So I went in search of a watch with a timer on it. But I found this instead, which serves my purposes very well and for a lot less than a watch with a timer. About four inches by three inches, this nifty gadget works like an oven timer. I don't have to work backwards or figure out what time it will be when seven hours and twenty-three minutes have passed. I just press the buttons for seven hours and twenty-three minutes, hit start and it goes off to remind me when it's time. It comes with magnets on the back, so it can be tucked safely out of the way on a refrigerator or a filing cabinet, and it counts up to twenty-four hours, which makes it more useful than an average one hour kitchen timer. No more missing doses because I'm thinking about something else. It runs on one AAA battery and costs $9.99 at WalMart. Look for it in the kitchen section, with the other timers.

Five cupcakes! Inexpensive and does the job.

Wednesday, March 11, 2009

Black Currant Juice

I recently posted about the return of black currants to the United States. I was thrilled to find a large size bottle (56 ounces) of black currant juice at my local Kroger. The black currants are grown at Maple Lane Farms in Connecticut, which claims to be the largest grower of black currants in the US. The juice is delicious. It has the intense flavor that is so distinctively black currant. I'm looking forward to making popsicles out of it! It's available at most Whole Foods Stores in the Northeast. Check
to find a store near you.

Five cupcakes!

Tuesday, March 10, 2009

Maple Syrup -- it’s not just for breakfast anymore

You remember the ads. They went something like this: “Their syrup runs off the side of this stack of pancakes. Our syrup is thick and rich…”

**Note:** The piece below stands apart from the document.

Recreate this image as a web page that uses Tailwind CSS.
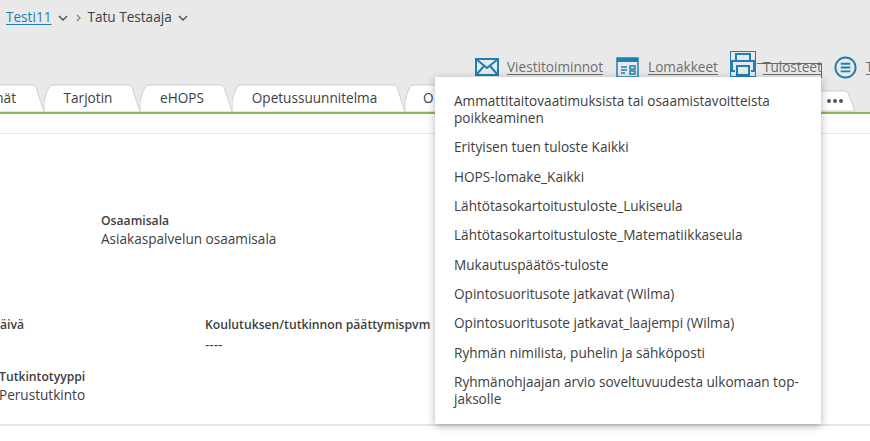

Riiight. Thick with corn syrup is what they meant. Real maple syrup is thin and runny. Real maple syrup isn’t about viscosity, it’s about flavor and the flavor of 100% maple syrup is a powerful force for good.

Maple Butter Spread

1/2 cup butter, softened
Pinch of salt
1/4 cup pure maple syrup

With a food processor or electric mixer, whip the butter and salt until light and fluffy. While still mixing, add the maple syrup slowly until the syrup is well incorporated. (Adding the syrup slowly prevents the mixture from separating.) You can refrigerate the spread in a covered container for up to 3 weeks.

Use on toast, sweet breads, muffins, the palm of your hand, etc.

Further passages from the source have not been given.